Exercise description =>
Scan the data below for the string "index". Show every line where it turns up.
──────── Dataset ────────
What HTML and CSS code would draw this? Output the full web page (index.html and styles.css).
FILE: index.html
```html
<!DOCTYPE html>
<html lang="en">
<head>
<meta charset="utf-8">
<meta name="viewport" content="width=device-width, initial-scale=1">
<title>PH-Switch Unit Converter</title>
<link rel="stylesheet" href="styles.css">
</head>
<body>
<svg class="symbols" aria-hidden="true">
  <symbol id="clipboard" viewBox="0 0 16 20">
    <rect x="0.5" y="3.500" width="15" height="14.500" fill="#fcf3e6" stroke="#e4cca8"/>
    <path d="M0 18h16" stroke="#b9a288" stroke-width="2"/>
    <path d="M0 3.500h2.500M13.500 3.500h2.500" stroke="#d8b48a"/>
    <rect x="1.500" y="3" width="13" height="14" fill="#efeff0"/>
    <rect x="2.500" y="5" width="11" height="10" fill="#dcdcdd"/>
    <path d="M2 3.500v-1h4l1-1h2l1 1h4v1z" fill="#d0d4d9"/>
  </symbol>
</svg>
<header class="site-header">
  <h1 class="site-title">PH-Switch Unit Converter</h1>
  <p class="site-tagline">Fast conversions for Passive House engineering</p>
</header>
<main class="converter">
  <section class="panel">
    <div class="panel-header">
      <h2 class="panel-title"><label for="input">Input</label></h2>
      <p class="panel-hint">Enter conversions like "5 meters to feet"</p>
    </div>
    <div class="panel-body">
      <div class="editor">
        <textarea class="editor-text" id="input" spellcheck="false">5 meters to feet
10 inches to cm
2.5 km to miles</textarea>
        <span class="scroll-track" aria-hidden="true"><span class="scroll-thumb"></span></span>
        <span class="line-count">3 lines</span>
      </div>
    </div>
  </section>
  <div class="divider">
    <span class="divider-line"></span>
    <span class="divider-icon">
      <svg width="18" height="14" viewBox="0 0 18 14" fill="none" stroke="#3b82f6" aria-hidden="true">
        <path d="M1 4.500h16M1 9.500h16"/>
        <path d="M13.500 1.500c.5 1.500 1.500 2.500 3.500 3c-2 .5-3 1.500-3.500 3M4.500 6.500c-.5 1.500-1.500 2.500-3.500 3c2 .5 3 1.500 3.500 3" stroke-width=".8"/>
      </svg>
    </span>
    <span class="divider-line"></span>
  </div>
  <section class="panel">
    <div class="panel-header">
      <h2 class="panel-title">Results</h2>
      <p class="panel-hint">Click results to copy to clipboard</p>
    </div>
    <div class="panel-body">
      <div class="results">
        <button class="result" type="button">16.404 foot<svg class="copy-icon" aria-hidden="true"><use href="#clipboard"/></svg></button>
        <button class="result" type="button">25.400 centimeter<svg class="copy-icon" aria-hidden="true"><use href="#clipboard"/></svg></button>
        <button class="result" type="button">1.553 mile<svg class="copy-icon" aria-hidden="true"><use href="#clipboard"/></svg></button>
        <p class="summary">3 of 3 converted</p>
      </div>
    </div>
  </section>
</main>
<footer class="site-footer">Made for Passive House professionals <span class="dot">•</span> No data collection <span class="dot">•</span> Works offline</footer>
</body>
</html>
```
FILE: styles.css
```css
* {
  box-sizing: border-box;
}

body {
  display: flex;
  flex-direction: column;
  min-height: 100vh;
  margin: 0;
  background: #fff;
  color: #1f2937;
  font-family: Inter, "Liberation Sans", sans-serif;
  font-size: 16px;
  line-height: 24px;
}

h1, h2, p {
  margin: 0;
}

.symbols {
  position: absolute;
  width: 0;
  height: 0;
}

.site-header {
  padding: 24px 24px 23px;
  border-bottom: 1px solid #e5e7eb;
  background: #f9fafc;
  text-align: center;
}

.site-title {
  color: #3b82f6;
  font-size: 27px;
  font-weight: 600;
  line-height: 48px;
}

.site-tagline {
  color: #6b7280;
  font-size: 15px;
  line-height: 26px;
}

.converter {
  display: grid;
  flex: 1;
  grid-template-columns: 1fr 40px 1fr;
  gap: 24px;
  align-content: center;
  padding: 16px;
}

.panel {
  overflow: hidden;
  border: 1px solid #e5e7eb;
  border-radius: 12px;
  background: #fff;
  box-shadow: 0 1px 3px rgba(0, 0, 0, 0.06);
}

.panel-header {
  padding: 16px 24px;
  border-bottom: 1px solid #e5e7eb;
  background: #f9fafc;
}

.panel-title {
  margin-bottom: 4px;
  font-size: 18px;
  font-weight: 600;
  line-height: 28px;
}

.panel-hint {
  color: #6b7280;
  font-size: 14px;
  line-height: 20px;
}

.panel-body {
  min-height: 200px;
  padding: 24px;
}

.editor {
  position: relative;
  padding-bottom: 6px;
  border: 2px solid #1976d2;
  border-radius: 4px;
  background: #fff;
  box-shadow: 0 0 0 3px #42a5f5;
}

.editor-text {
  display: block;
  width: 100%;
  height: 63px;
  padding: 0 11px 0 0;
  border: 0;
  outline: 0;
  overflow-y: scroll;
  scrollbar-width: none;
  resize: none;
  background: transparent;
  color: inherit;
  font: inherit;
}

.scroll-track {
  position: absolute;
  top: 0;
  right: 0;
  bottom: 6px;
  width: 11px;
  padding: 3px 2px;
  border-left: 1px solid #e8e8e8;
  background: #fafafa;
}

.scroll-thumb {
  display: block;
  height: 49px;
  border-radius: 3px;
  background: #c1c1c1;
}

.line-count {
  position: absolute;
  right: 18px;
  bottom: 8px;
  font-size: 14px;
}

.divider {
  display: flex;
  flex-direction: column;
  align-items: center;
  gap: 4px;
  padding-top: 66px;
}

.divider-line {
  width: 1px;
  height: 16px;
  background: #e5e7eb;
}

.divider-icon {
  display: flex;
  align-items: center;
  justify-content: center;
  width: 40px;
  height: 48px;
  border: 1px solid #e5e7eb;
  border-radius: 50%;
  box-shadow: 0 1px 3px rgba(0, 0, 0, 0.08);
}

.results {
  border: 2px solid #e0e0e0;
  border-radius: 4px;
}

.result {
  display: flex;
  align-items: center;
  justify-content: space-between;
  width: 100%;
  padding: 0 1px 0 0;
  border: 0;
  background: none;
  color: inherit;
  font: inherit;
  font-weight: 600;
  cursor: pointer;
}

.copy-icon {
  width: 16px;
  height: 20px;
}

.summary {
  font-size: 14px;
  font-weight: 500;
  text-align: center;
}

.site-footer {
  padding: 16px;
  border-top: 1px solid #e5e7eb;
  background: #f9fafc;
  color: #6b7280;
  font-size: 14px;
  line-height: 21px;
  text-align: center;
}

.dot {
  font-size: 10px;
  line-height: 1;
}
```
────────
──────── Dataset ────────
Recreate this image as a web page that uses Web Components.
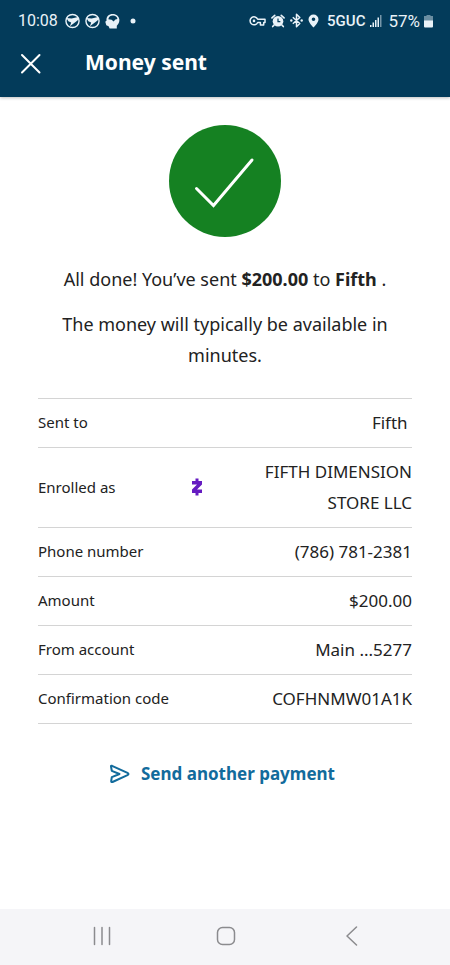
────────
Task output =>
What HTML and CSS code would draw this? Output the full web page (index.html and styles.css).
FILE: index.html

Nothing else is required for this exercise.